>And I am convinced that in the long-term XML related standards are the way
>to go. Maybe not today, but in a few years.
>I would like to submit much more speech samples (prompts) in the English
>and in the German language employing the SSML, even if there isn't any
>demand at the moment.
Please note that SSML is only a markup language for directing what a text-to-speech engine says. I don't think it used as a format for describing transcribed audio submitted for the creation of acoustic models.
>I started to read the HTK book. It is really not easy.
The HTK book is a difficult read... I have only read the first few chapters, and now only use it as a reference - I don't have the math skills to understand all the formulas and how they interact. But if you look at HTK as a "black-box", and only focus on the minimum command set required to compile an acoustic model, then you can do quite a bit with trial and error - which essentially was my approach when I started out... :)
You might be interested in the W3C VoiceXML standard, which essentially merges subsets of the SSML, CCXML, SRGML specifications. This doc: "Voice Browsers, Introduction" provides a good overview of how they all should work together.
The jvoicexml project has implemented a working VoiceXML browser, which essentially provides a VoiceXML dialog manager front-end to Sphinx and Festival. They might provide bindings to Asterisk (IP PBX). Note that jvoicexml uses the JSAPI and JTAPI "standards" to accomplish this.
>I will take a look into the Introduction and Overview of W3C Speech Interface Framework
Good link, I didn't see that particular one...
>I am looking for "a format for describing transcribed audio."
I am not sure there is a any such format on the W3C site for this. The LDC might have something. With XML, one could be created fairly easily. But in VoxForge's case, there would be quite a few scripting changes on the acoustic model creation backend that would required to implement such a thing.
> Perhaps it is VoiceXML, I am not sure at the moment, I will read about it.
VoiceXML is a language to describe spoken dialogs... think of spoken interactive voice response (IVR) systems in a telephone environment (which is what VoiceXML was originally designed for).
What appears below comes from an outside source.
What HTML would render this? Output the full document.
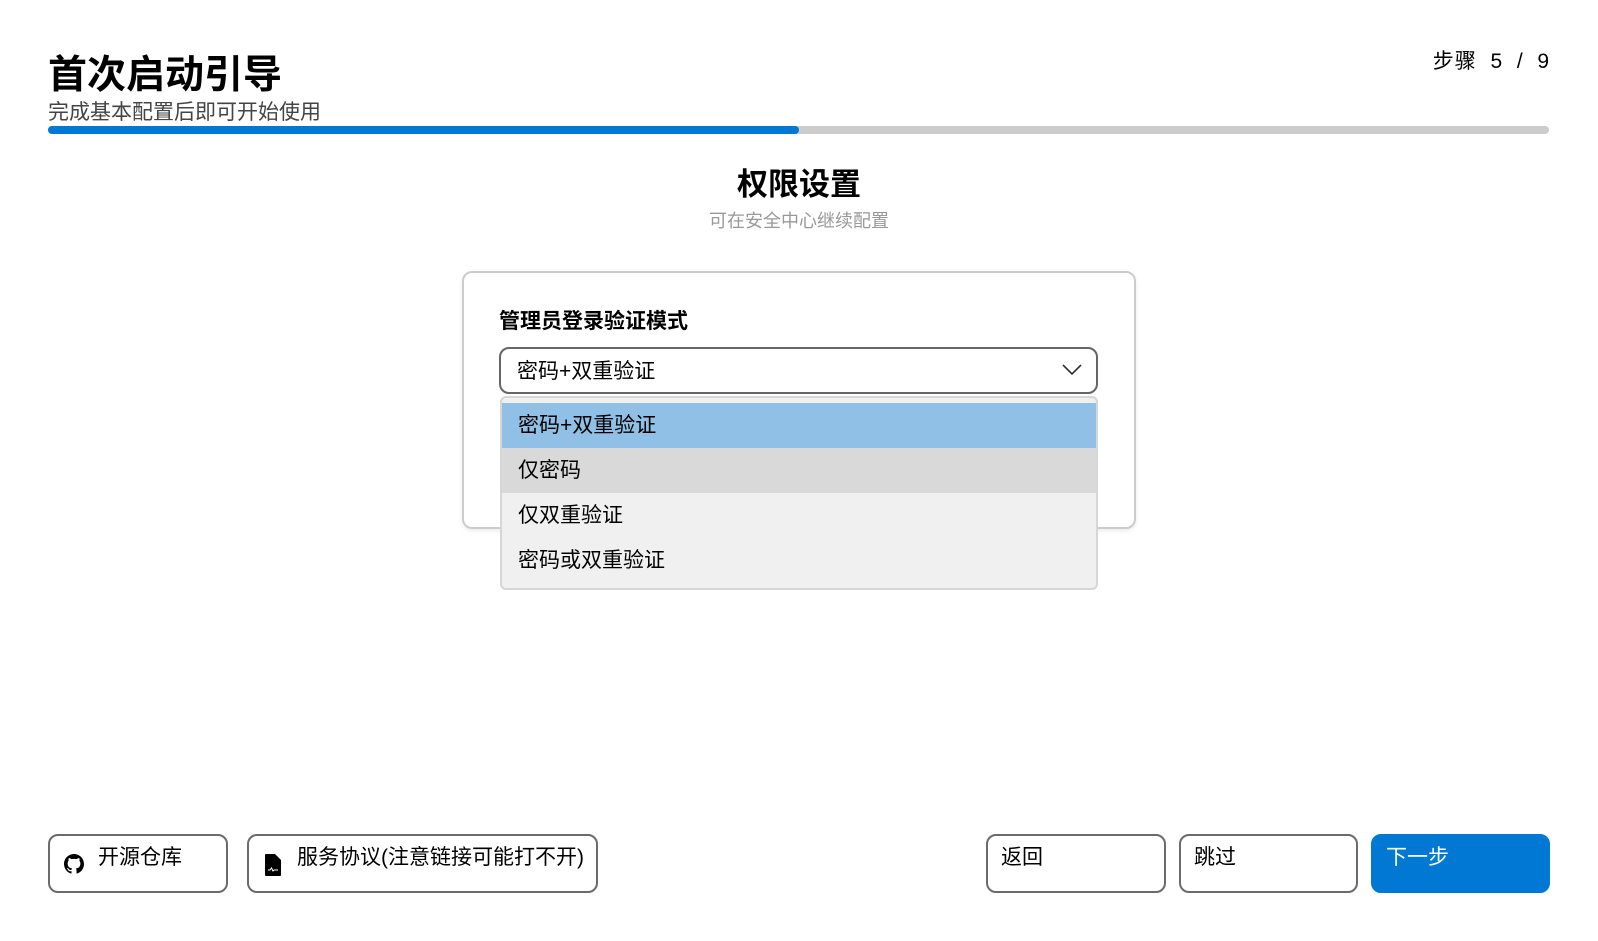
<!DOCTYPE html>
<html><head><meta charset="utf-8"><style>
*{box-sizing:border-box;margin:0;padding:0}
body{width:1598px;height:941px;background:#fff;position:relative;overflow:hidden;font-family:"Liberation Sans","Noto Sans CJK SC",sans-serif;color:#000}
.a{position:absolute;white-space:nowrap}
.btn{position:absolute;top:834px;height:59px;border:2px solid #6b6b6b;border-radius:10px;background:#fff;font-size:21px;padding:5px 0 0 13px}
.item{position:absolute;left:0;width:100%;height:45px;font-size:21px;padding:6px 0 0 16px}
</style></head><body>
<div class="a" style="left:48px;top:50px;font-size:39px;font-weight:bold;line-height:52px">首次启动引导</div>
<div class="a" style="left:48px;top:100px;font-size:21px;color:#444;line-height:26px">完成基本配置后即可开始使用</div>
<div class="a" style="right:48px;top:49px;font-size:21px;line-height:26px;letter-spacing:1px">步骤 &nbsp;5 &nbsp;/ &nbsp;9</div>
<div class="a" style="left:48px;top:126px;width:1501px;height:8px;border-radius:4px;background:#ccc"></div>
<div class="a" style="left:48px;top:126px;width:751px;height:8px;border-radius:4px;background:#0078d4"></div>
<div class="a" style="left:0;width:1598px;text-align:center;top:166px;font-size:31px;font-weight:bold;line-height:38px">权限设置</div>
<div class="a" style="left:0;width:1598px;text-align:center;top:209px;font-size:18px;color:#999;line-height:24px">可在安全中心继续配置</div>
<div class="a" style="left:462px;top:271px;width:674px;height:258px;border:2px solid #ccc;border-radius:10px;box-shadow:0 2px 4px rgba(0,0,0,.08)"></div>
<div class="a" style="left:499px;top:308px;font-size:21px;font-weight:bold;line-height:28px">管理员登录验证模式</div>
<div class="a" style="left:499px;top:347px;width:599px;height:47px;border:2px solid #666;border-radius:10px;background:#fff;font-size:21px;padding:6px 0 0 16px">密码+双重验证
<svg style="position:absolute;right:14px;top:15px" width="20" height="12" viewBox="0 0 20 12"><path d="M1 1 L10 10 L19 1" fill="none" stroke="#333" stroke-width="1.6"/></svg></div>
<div class="a" style="left:500px;top:396px;width:598px;height:194px;border:2px solid #d6d6d6;border-radius:6px;background:#f0f0f0;overflow:hidden">
<div class="item" style="top:5px;background:#90c0e6">密码+双重验证</div>
<div class="item" style="top:50px;background:#d9d9d9">仅密码</div>
<div class="item" style="top:95px">仅双重验证</div>
<div class="item" style="top:140px">密码或双重验证</div>
</div>
<div class="btn" style="left:48px;width:180px;padding-left:48px">开源仓库
<svg style="position:absolute;left:14px;top:18px" width="20" height="20" viewBox="0 0 16 16"><path fill="#000" d="M8 0C3.58 0 0 3.580 0 8c0 3.54 2.29 6.530 5.470 7.590.4.07.55-.17.55-.38 0-.19-.01-.82-.01-1.490-2.010.37-2.530-.49-2.690-.94-.09-.23-.48-.94-.82-1.130-.28-.15-.68-.52-.01-.53.63-.01 1.080.58 1.230.82.72 1.210 1.870.87 2.330.66.07-.52.28-.87.51-1.070-1.780-.2-3.640-.89-3.640-3.950 0-.87.31-1.590.82-2.150-.08-.2-.36-1.020.08-2.120 0 0 .67-.21 2.200.82.64-.18 1.320-.27 2-.27.68 0 1.360.09 2 .27 1.530-1.040 2.200-.82 2.200-.82.44 1.100.16 1.920.08 2.120.51.56.82 1.270.82 2.150 0 3.070-1.870 3.750-3.650 3.950.29.25.54.73.54 1.480 0 1.070-.01 1.930-.01 2.200 0 .21.15.46.55.38A8.010 8.010 0 0016 8c0-4.420-3.580-8-8-8z"/></svg></div>
<div class="btn" style="left:247px;width:351px;padding-left:48px">服务协议(注意链接可能打不开)
<svg style="position:absolute;left:16px;top:18px" width="16" height="22" viewBox="0 0 16 22"><path fill="#000" d="M1 0h9l6 6v15a1 1 0 0 1-1 1H1a1 1 0 0 1-1-1V1a1 1 0 0 1 1-1z"/><path d="M3 16h2l1.5-2 1.5 3 1-1h4" fill="none" stroke="#fff" stroke-width="1"/></svg></div>
<div class="btn" style="left:986px;width:180px">返回</div>
<div class="btn" style="left:1179px;width:179px">跳过</div>
<div class="btn" style="left:1371px;width:179px;background:#0078d4;border-color:#0078d4;color:#fff">下一步</div>
</body></html>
For example, when I call my ISP, I used to use keypad sequences to get routed to the help desk. Now I call their number, and just say "Internet technical support" on my phone, and get routed to the help desk queue.
A VoiceXML browser "abstracts" away all the differences between the different implementation of:
There have been a few open source implementations of VoiceXML that implemented the text to speech and the telephony components. But most attempts to implement the speech recognition portion failed - because it is very difficult to do. jvoiceXML is amazing since they got the speech rec component working (though I have not tried it out myself). I think using JSAPI was an excellent way to avoid having to work out the details of a particular speech rec or tts engine, but I am not sure of where Sun's JSAPI licensing is currently at.
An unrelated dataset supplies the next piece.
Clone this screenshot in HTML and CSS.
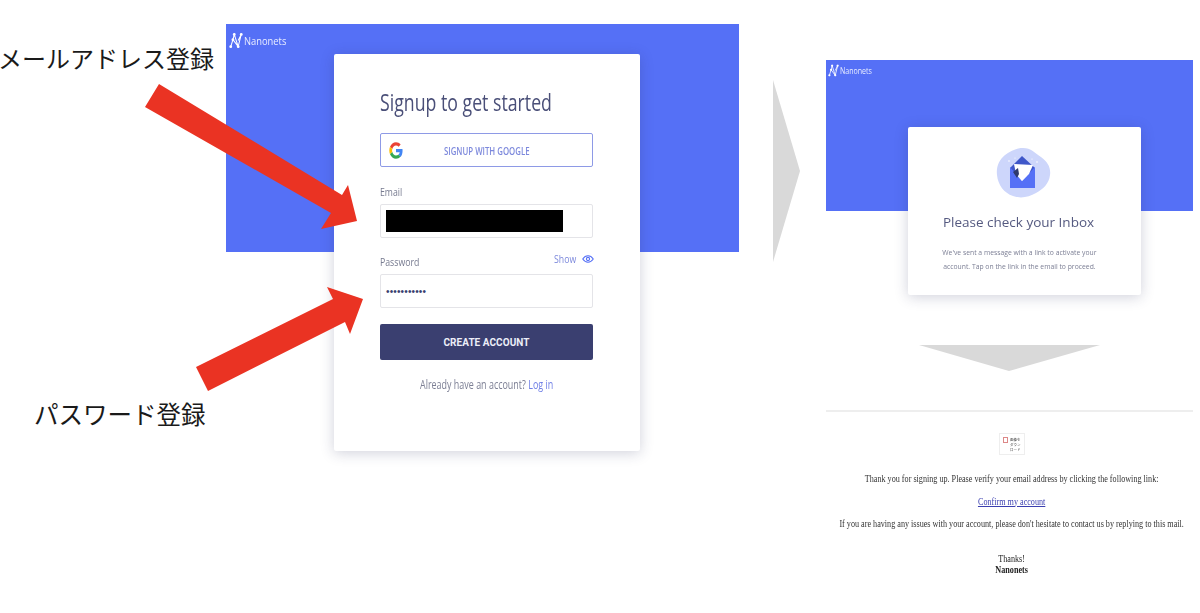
FILE: index.html
```html
<!DOCTYPE html>
<html lang="ja">
<head>
  <meta charset="UTF-8" />
  <title>Nanonets signup steps</title>
  <link rel="stylesheet" href="styles.css">
</head>
<body>
  <main class="slide">
    <p class="note note-email">メールアドレス登録</p>
    <p class="note note-password">パスワード登録</p>

    <!-- signup screen -->
    <section class="signup">
      <div class="brand">
        <svg class="brand-mark" viewBox="0 0 16 18"><use href="#nano-logo"/></svg>
        <span class="brand-name">Nanonets</span>
      </div>
      <div class="card signup-card">
        <h1 class="squeeze signup-title">Signup to get started</h1>
        <button class="google-btn">
          <svg class="google-icon" viewBox="0 0 48 48" preserveAspectRatio="none">
            <path fill="#ea4335" d="M24 10c3.500 0 6.600 1.200 9.100 3.600l6.800-6.800C35.800 3 30.400 1 24 1 15 1 7.300 6.100 3.500 13.600l7.900 6.100C13.300 14 18.200 10 24 10z"/>
            <path fill="#4285f4" d="M46.500 24.500c0-1.600-.2-3.100-.4-4.500H24v9h12.700c-.6 2.900-2.200 5.400-4.700 7l7.700 6c4.500-4.200 6.800-10.300 6.800-17.500z"/>
            <path fill="#fbbc05" d="M11.400 28.300c-.5-1.400-.8-2.800-.8-4.300s.3-2.900.8-4.300l-7.900-6.100C1.900 16.800 1 20.300 1 24s.9 7.200 2.500 10.400l7.900-6.100z"/>
            <path fill="#34a853" d="M24 47c6.200 0 11.500-2 15.300-5.600L32 36c-2.100 1.400-4.800 2.200-8 2.200-5.800 0-10.700-3.900-12.600-9.900l-7.900 6.100C7.300 41.900 15 47 24 47z"/>
          </svg>
          <span class="squeeze google-label">SIGNUP WITH GOOGLE</span>
        </button>
        <label class="squeeze field-label email-label">Email</label>
        <div class="field"><span class="redacted"></span></div>
        <div class="password-row">
          <label class="squeeze field-label">Password</label>
          <span class="show-toggle">
            <span class="squeeze show-label">Show</span>
            <svg class="eye" viewBox="0 0 24 16">
              <path d="M1.500 8C4.500 3.500 8 1.500 12 1.500S19.500 3.500 22.500 8C19.500 12.500 16 14.500 12 14.500S4.500 12.500 1.500 8z"/>
              <circle cx="12" cy="8" r="3.200"/>
            </svg>
          </span>
        </div>
        <div class="field"><span class="dots">•••••••••••</span></div>
        <button class="create-btn">CREATE ACCOUNT</button>
        <p class="login-line"><span class="squeeze login-text">Already have an account? <a href="#">Log in</a></span></p>
      </div>
    </section>

    <!-- inbox screen -->
    <section class="inbox">
      <div class="brand brand-small">
        <svg class="brand-mark" viewBox="0 0 16 18"><use href="#nano-logo"/></svg>
        <span class="brand-name">Nanonets</span>
      </div>
      <div class="card inbox-card">
        <svg class="mail-icon" viewBox="0 0 56 52">
          <path fill="#cdd6fb" d="M27 1c8 0 12 5 18 9 7 5 10 11 9 18-1 9-7 14-14 18-7 4-15 6-23 3C8 46 2 38 1 28 0 20 3 13 9 8 14 4 20 1 27 1z"/>
          <path fill="#3f57c9" d="M26 9l13 12v8H14v-8z"/>
          <path fill="#5570f6" d="M14 20l12 14 13-14v21H14z"/>
          <path fill="#fff" d="M18 17l19 1-4 9-7 7-6-7z"/>
          <path fill="#2f3a6e" d="M17 25l5-4 1 6-2 4z"/>
          <g fill="#fff">
            <circle cx="13" cy="14" r=".8"/><circle cx="41" cy="15" r=".8"/><circle cx="19" cy="11" r=".6"/><circle cx="36" cy="12" r=".6"/>
          </g>
        </svg>
        <h2 class="inbox-title">Please check your Inbox</h2>
        <p class="inbox-text">We've sent a message with a link to activate your<br>account. Tap on the link in the email to proceed.</p>
      </div>
    </section>

    <!-- confirmation mail -->
    <section class="mail">
      <div class="mail-logo">
        <span class="broken-img"></span>
        <span class="broken-alt">画像を<br>ダウン<br>ロード</span>
      </div>
      <p class="mail-line first">Thank you for signing up. Please verify your email address by clicking the following link:</p>
      <p class="mail-line"><a href="#">Confirm my account</a></p>
      <p class="mail-line">If you are having any issues with your account, please don't hesitate to contact us by replying to this mail.</p>
      <p class="mail-sign">Thanks!<br><b>Nanonets</b></p>
    </section>

    <!-- arrows sit on top of everything -->
    <svg class="overlay" viewBox="0 0 1200 613">
      <polygon fill="#d9d9d9" points="773,80 800,171 773,262"/>
      <polygon fill="#d9d9d9" points="919,345 1100,345 1009,371"/>
      <polygon fill="#ea3323" points="159,84 342,195 348,185 357,221 321,229 331,213 145,107"/>
      <polygon fill="#ea3323" points="196,367 333,299 327,287 363,299 350,334 345,322 208,391"/>
    </svg>
  </main>

  <svg class="defs" width="0" height="0">
    <symbol id="nano-logo" viewBox="0 0 16 18">
      <path fill="none" stroke="#fff" stroke-width="1.200" d="M2 16l2.500-8 6 8 3.500-14M4.500 8L6 2l4.500 14M10.500 9L14 2"/>
      <g fill="#fff">
        <circle cx="2" cy="16" r="1.600"/><circle cx="4.500" cy="8" r="1.600"/><circle cx="6" cy="2" r="1.600"/>
        <circle cx="10.500" cy="16" r="1.600"/><circle cx="14" cy="2" r="1.600"/>
      </g>
    </symbol>
  </svg>
</body>
</html>
```

FILE: styles.css
```css
* { box-sizing: border-box; }
html, body { margin: 0; height: 100%; background: #fff; overflow: hidden; }
body { font-family: "Open Sans", "Noto Sans", sans-serif; color: #3a3f70; }
p, h1, h2 { margin: 0; font-weight: 400; }
a { color: #6f7fe6; text-decoration: none; }

.slide { position: relative; width: 1200px; height: 613px; overflow: hidden; }

/* horizontally squeezed text, the source picture was stretched */
.squeeze { display: inline-block; transform: scaleX(0.76); transform-origin: left center; white-space: nowrap; }

.note {
  position: absolute;
  font-family: "Noto Sans CJK JP", sans-serif;
  font-weight: 400;
  font-size: 24px;
  line-height: 30px;
  color: #1a1a1a;
  white-space: nowrap;
}
.note-email { left: -2px; top: 43px; }
.note-password { left: 34px; top: 399px; font-size: 24.500px; }

.overlay { position: absolute; left: 0; top: 0; width: 1200px; height: 613px; pointer-events: none; }
.defs { position: absolute; }

/* shared */
.brand { display: flex; align-items: center; gap: 1px; height: 30px; padding: 3px 0 0 3px; color: #fff; }
.brand-mark { width: 14px; height: 17px; flex: none; }
.brand-name { display: inline-block; font-size: 11px; transform: scaleX(0.85); transform-origin: left center; color: #e9edff; }
.brand-small { height: 67px; padding: 0 0 0 2px; align-items: flex-start; }
.brand-small .brand-mark { width: 11px; height: 13px; margin-top: 4px; }
.brand-small .brand-name { font-size: 8.300px; margin-top: 5px; }
.card { background: #fff; border-radius: 2px; box-shadow: 0 2px 14px rgba(40, 45, 90, 0.22); }

/* signup */
.signup {
  position: absolute;
  left: 226px;
  top: 24px;
  width: 513px;
  height: 430px;
  background: linear-gradient(#5570f6 228px, transparent 228px);
  filter: blur(0.35px);
}
.signup-card { margin-left: 108px; width: 306px; height: 397px; padding: 33px 46px 0; display: flex; flex-direction: column; }
.signup-title { font-size: 23px; line-height: 30px; color: #4a4f78; margin-bottom: 16px; transform: scaleX(0.77); }
.google-btn {
  display: flex;
  align-items: center;
  width: 213px;
  height: 34px;
  padding: 0 8px;
  background: #fff;
  border: 1px solid #8e9ae6;
  border-radius: 2px;
  font: inherit;
}
.google-icon { width: 14px; height: 17px; flex: none; }
.google-label { margin-left: 41px; padding-top: 1px; font-size: 10.500px; font-weight: 600; color: #7d89dc; transform: scaleX(0.745); }
.field-label { font-size: 11.500px; line-height: 16px; color: #777b90; }
.email-label { margin-top: 17px; margin-bottom: 4px; }
.field {
  display: flex;
  align-items: center;
  width: 213px;
  height: 34px;
  padding: 0 5px;
  border: 1px solid #e4e4e8;
  border-radius: 2px;
  background: #fff;
}
.redacted { width: 177px; height: 22px; background: #000; }
.dots { font-family: "Liberation Sans", sans-serif; font-size: 10px; letter-spacing: 0.150px; color: #3a3f70; }
.password-row { display: flex; justify-content: space-between; align-items: flex-start; margin-top: 16px; height: 20px; }
.show-toggle { display: flex; align-items: center; margin-top: -3px; }
.show-label { width: 28px; font-size: 11.500px; line-height: 16px; color: #7d89dc; }
.eye { width: 12px; height: 8px; fill: none; stroke: #5570f6; stroke-width: 2.200; }
.create-btn {
  margin-top: 16px;
  width: 213px;
  height: 36px;
  border: 0;
  border-radius: 2px;
  background: #3a3f70;
  color: #eceef8;
  font-family: "Roboto", sans-serif;
  font-size: 10px;
  font-weight: 700;
  letter-spacing: 0.050px;
}
.login-line { margin-top: 16px; padding-left: 40px; font-size: 12.500px; line-height: 18px; color: #7c7f94; }
.login-text { transform: scaleX(0.716); }

/* inbox */
.inbox {
  position: absolute;
  left: 826px;
  top: 60px;
  width: 367px;
  height: 240px;
  background: linear-gradient(#5570f6 151px, transparent 151px);
  filter: blur(0.35px);
}
.inbox-card { margin-left: 82px; width: 233px; height: 168px; padding-top: 20px; text-align: center; }
.mail-icon { display: block; width: 56px; height: 52px; margin: 0 0 0 88px; }
.inbox-title { margin-top: 13px; padding-right: 12px; font-size: 13.500px; line-height: 20px; color: #555a80; }
.inbox-text { margin-top: 13px; padding-right: 12px; font-size: 8px; line-height: 14px; color: #7b7e94; transform: scaleX(0.85); white-space: nowrap; }

/* mail */
.mail {
  position: absolute;
  left: 826px;
  top: 410px;
  width: 367px;
  border-top: 2px solid #eeeeee;
  font-family: "Liberation Serif", serif;
  font-size: 9.500px;
  color: #333;
  text-align: center;
  filter: blur(0.3px);
}
.mail-logo {
  display: flex;
  gap: 2px;
  width: 26px;
  height: 22px;
  margin: 21px 0 0 173px;
  padding: 3px;
  border: 1px solid #eee;
  text-align: left;
}
.broken-img { flex: none; width: 5px; height: 6px; border: 1px solid #d88; background: #fff; }
.broken-alt { font-family: "Noto Sans CJK JP", sans-serif; font-size: 3.500px; line-height: 5px; color: #444; white-space: nowrap; }
.mail-line { display: flex; justify-content: center; padding-left: 5px; line-height: 12px; margin-bottom: 10.500px; white-space: nowrap; transform: scaleX(0.857); }
.mail-line.first { margin-top: 18px; }
.mail-line a { color: #3b3fb0; text-decoration: underline; }
.mail-sign { padding-left: 5px; margin-top: 24px; line-height: 11px; color: #222; transform: scaleX(0.857); }
```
>I solved one problem, and then the next problem occurred. I stopped
>trying. Maybe I will try it again.
Don't give up yet, if that is what you are interested in. It takes some effort. A bit of understanding of a scripting language is also very helpful.
>You select a phoneset, build an LTS system that will generate variants and
>then use forced-alignment against the recording to check are pronuncations
>valid or not.
Forgive my ignorance, but by "LTS" do you mean "Letter to Sound"? If so, do you mean that for each letter in the alphabet for a target language, you create a table that contains the different sounds that the letter might have, then you create a dictionary that would have multiple alternate pronunciations of the same word. Then you take a transcribed speech recording and let the speech recognizer figure out the correct phonemes for each word (using forced alignment), based on what it recognizes in the recording?
For example, if someone wants to create a dictionary for a new language, do you first start with a set of speech transcriptions for the target language (i.e. speech audio files with a transcription of the actual words spoken in a text file).
Then create the letter-to-sound rules. For example the word "house" in the VoxForgdict is pronounced as follows:
HOUSE [HOUSE] hh aw s
If I were using your approach, first I would create a phone list like this (CMU's phone list in this case):
Phoneme Example Translation
------- ------- -----------
AA odd AA D
AE at AE T
AH hut HH AH T
AO ought AO T
AW cow K AW
AY hide HH AY D
B be B IY
CH cheese CH IY Z
D dee D IY
DH thee DH IY
EH Ed EH D
ER hurt HH ER T
EY ate EY T
F fee F IY
G green G R IY N
HH he HH IY
IH it IH T
IY eat IY T
JH gee JH IY
K key K IY
L lee L IY
M me M IY
N knee N IY
NG ping P IH NG
OW oat OW T
OY toy T OY
P pee P IY
R read R IY D
S sea S IY
SH she SH IY
T tea T IY
TH theta TH EY T AH
UH hood HH UH D
UW two T UW
V vee V IY
W we W IY
Y yield Y IY L D
Z zee Z IY
ZH seizure S IY ZH ER
I would then create a set of letter-to-phone rules as follows (phonemes converted to lower case for easier reading):
O ow, oy, uw
Then create rules for letter combinations to sounds (only for such letter combinations that have a unique sound in the target language):
HO hh aa, hh uh,hh ow
US ax s,
Then generate all the possible pronunciations for the word "house":
HOUSE hh ow uh z iy
HOUSE hh oy uh z iy
HOUSE hh uw uh z iy
HOUSE hh aa uh z iy
HOUSE hh uh uh z iy
And then use the forced alignment feature of a speech recognition engine(like Sphinx, HTK, ...) to look the text of a particular recording (in this case of the single word "house"), and see what phonemes it identifies as the most likely used in the recording (HTK format in this example):
0 9400000 sil -5373.277832 SENT-END
9400000 10400000 hh -750.756897 HOUSE
10400000 11300000 aw -659.823364
11300000 12900000 s -962.888245
12900000 13300000 sil -238.437622 SENT-END
Which can then be input into a script to create the final correct pronunciation to the word "house":
HOUSE [HOUSE] hh aw s